## [PROVIDED RECORDS]
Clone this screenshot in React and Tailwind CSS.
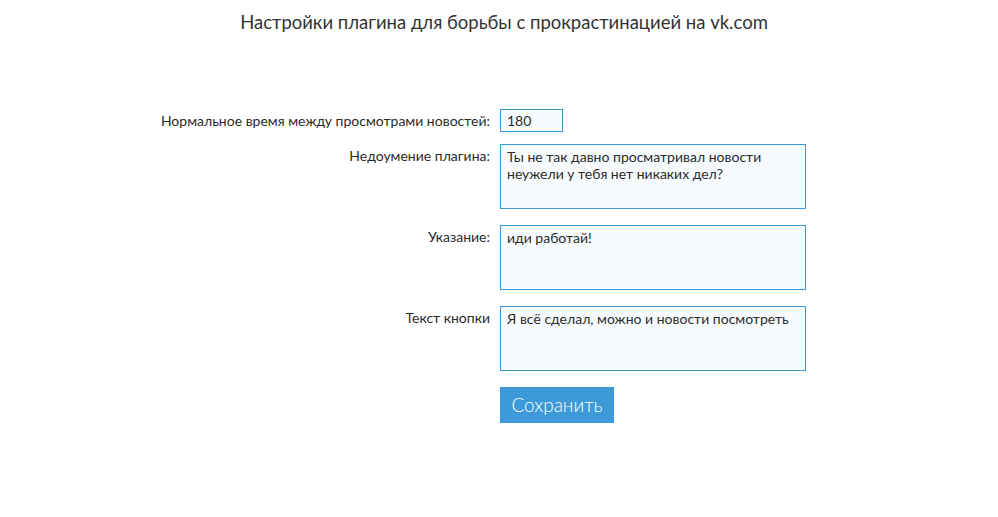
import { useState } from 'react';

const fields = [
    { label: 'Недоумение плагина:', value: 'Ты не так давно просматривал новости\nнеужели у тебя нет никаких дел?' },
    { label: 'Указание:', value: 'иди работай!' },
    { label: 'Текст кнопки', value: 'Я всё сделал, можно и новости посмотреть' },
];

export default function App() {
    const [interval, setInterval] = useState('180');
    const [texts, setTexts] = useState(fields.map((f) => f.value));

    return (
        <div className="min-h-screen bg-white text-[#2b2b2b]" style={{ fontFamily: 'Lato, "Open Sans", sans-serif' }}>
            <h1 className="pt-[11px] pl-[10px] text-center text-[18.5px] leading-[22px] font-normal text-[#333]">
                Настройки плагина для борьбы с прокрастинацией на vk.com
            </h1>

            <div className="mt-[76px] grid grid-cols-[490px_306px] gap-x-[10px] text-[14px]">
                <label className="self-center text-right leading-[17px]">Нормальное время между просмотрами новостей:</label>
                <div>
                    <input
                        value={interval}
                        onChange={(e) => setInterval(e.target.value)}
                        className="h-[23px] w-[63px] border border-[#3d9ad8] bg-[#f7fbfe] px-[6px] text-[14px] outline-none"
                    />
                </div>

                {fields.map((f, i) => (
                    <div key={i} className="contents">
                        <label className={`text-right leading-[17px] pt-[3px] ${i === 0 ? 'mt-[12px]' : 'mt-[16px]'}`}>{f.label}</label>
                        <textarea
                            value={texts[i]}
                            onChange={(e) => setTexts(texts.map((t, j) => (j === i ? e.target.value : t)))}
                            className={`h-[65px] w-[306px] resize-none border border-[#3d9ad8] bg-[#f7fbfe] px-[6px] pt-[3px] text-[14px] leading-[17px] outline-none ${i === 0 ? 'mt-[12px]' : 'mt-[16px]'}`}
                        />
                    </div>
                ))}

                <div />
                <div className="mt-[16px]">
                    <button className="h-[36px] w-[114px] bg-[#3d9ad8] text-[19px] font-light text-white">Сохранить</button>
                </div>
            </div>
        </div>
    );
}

---

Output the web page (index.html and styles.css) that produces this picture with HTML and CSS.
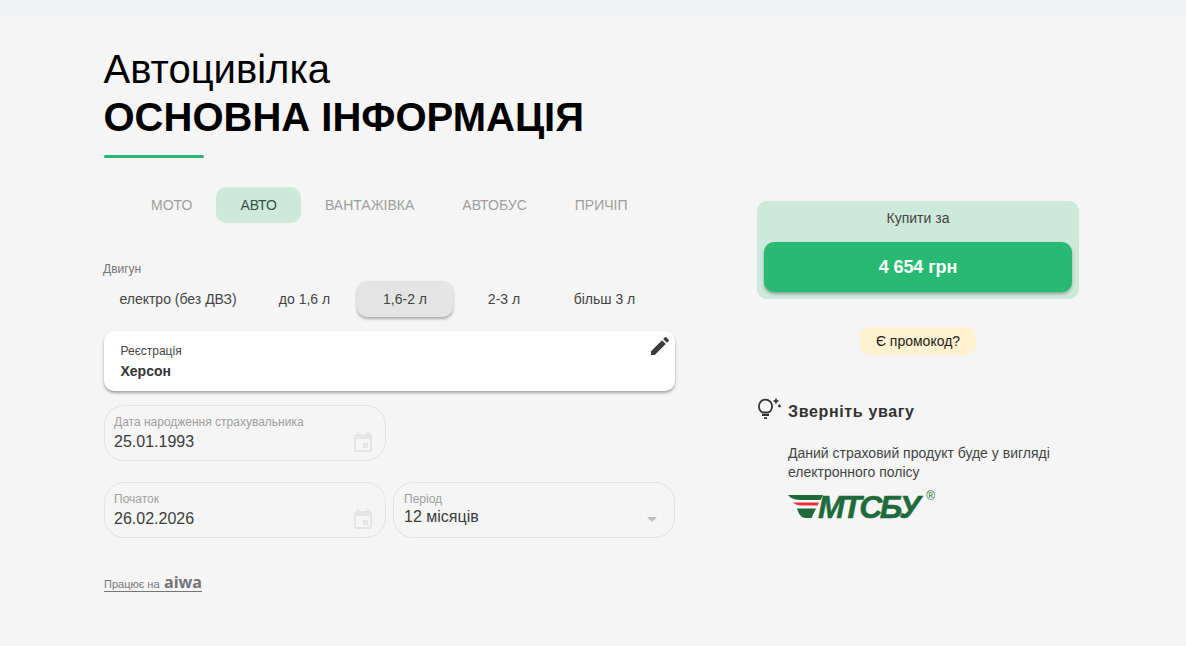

...

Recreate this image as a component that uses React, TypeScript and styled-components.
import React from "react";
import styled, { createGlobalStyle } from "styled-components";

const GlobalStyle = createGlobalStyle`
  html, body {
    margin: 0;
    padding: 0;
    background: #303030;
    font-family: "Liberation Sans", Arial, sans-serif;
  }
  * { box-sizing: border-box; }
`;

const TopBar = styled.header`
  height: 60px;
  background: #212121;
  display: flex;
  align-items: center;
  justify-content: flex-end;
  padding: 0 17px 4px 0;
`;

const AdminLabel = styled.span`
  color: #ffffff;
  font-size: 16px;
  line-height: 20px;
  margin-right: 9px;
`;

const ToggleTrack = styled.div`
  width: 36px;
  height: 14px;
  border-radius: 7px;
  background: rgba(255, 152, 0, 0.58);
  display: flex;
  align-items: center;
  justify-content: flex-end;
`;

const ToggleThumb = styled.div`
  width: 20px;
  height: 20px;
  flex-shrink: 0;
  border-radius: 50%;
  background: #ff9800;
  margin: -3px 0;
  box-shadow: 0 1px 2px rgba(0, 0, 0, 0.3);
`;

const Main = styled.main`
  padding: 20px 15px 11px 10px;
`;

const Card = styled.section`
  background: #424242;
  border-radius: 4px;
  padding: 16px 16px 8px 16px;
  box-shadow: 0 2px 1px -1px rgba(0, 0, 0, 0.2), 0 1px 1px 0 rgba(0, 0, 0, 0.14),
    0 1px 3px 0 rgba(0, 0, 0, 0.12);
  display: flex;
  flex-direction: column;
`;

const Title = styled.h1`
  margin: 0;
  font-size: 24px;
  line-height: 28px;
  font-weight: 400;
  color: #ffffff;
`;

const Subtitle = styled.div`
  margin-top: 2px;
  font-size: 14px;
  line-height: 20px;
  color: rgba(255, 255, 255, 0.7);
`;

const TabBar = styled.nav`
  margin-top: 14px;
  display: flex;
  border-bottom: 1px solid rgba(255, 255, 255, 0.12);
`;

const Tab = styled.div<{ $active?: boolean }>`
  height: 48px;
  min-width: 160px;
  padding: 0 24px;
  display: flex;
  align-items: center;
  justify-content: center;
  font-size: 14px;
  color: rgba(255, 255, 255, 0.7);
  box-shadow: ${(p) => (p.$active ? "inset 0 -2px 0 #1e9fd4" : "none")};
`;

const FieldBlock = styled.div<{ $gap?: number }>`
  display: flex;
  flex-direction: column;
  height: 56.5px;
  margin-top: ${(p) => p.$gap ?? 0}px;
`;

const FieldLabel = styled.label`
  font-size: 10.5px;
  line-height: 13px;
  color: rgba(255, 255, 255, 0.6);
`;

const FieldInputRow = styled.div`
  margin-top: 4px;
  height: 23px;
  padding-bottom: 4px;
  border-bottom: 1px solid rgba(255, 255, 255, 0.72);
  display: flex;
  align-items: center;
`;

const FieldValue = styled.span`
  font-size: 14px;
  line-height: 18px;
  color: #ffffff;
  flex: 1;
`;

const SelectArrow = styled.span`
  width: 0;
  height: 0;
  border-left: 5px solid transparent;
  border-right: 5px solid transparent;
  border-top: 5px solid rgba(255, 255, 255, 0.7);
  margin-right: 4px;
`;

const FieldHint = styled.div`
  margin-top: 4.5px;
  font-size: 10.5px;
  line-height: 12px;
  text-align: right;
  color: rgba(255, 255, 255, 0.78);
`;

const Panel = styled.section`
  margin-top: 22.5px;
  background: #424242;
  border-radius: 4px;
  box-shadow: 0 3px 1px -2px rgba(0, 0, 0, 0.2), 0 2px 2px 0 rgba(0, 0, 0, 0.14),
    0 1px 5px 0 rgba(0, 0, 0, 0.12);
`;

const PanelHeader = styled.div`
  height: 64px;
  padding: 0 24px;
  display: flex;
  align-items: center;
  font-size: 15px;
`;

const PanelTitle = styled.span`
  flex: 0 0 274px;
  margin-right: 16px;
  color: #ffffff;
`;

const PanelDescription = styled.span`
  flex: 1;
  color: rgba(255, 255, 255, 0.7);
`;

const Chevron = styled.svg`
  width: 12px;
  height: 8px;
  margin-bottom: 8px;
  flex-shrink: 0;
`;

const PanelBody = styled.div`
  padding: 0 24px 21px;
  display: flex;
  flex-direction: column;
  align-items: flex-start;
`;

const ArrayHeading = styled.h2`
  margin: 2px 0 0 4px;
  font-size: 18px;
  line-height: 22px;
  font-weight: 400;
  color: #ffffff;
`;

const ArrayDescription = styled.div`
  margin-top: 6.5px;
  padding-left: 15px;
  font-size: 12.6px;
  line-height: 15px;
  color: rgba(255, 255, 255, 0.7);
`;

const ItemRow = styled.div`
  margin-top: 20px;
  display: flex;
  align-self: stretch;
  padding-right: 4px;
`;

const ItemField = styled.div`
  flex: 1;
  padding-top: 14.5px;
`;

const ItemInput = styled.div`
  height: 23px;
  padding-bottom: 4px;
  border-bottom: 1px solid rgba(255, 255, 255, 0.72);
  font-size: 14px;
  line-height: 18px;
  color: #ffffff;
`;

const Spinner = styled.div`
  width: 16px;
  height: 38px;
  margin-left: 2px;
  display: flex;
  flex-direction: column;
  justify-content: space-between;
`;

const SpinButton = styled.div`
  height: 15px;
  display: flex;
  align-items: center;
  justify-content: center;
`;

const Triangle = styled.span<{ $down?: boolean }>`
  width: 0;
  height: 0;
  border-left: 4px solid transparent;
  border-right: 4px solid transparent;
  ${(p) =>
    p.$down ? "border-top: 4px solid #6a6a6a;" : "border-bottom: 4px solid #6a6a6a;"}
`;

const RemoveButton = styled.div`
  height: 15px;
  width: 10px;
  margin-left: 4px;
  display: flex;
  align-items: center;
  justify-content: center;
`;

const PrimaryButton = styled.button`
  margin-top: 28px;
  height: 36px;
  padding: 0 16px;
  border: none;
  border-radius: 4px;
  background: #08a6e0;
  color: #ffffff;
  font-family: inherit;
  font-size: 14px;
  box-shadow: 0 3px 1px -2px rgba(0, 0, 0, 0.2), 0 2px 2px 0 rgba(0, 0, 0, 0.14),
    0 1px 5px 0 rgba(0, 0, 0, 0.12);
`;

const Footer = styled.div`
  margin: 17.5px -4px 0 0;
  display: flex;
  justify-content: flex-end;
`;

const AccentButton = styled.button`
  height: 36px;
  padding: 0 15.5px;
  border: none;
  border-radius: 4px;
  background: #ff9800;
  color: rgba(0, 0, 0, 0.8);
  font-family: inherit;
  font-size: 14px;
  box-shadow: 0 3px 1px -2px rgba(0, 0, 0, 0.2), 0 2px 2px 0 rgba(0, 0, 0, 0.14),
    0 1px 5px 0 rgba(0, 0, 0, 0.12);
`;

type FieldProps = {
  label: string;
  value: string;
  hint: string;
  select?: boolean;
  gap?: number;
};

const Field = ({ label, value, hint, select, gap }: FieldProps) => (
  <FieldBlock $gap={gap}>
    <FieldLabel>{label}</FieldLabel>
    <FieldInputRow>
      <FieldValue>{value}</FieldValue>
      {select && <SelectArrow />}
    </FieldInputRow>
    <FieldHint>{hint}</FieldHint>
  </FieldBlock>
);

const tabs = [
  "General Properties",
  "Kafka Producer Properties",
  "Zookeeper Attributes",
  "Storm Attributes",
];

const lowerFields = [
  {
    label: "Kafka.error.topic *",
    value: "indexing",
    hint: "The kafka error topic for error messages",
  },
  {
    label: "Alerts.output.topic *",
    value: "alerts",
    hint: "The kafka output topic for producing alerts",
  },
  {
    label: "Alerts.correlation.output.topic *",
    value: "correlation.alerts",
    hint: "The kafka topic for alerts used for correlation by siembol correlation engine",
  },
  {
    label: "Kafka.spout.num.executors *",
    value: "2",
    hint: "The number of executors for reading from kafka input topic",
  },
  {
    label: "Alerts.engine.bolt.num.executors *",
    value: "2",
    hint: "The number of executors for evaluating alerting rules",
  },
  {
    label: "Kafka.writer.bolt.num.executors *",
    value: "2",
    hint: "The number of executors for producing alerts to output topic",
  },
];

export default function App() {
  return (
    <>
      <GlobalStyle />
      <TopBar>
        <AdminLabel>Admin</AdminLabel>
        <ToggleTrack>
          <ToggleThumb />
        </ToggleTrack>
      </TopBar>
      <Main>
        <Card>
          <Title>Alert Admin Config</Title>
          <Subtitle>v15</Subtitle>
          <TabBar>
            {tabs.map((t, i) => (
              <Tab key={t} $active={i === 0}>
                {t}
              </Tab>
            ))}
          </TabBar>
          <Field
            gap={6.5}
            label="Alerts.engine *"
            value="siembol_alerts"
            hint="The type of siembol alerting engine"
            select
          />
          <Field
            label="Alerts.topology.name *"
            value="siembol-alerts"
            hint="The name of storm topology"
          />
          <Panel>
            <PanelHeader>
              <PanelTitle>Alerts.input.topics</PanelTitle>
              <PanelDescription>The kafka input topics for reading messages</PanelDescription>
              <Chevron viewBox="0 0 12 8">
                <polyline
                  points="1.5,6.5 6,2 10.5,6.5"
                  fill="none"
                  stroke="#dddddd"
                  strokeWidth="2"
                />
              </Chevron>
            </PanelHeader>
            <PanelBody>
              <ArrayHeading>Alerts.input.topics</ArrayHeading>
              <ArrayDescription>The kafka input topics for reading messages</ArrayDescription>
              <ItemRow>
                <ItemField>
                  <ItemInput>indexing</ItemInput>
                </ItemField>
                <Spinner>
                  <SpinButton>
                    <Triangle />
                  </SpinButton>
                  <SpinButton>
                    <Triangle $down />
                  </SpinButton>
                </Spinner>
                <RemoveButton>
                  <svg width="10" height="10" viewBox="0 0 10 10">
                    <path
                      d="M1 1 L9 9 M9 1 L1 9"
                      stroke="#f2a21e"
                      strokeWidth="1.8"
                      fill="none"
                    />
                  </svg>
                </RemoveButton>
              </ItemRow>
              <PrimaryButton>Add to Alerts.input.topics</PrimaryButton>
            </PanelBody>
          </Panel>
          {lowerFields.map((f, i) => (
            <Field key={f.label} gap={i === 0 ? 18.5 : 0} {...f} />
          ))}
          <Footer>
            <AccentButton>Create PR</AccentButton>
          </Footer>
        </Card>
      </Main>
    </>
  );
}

## [REQUIRED TASK]
Extract each line holding the word "components" from the records.

## [FULL ANSWER]
Recreate this image as a component that uses React, TypeScript and styled-components.
import styled, { createGlobalStyle } from "styled-components";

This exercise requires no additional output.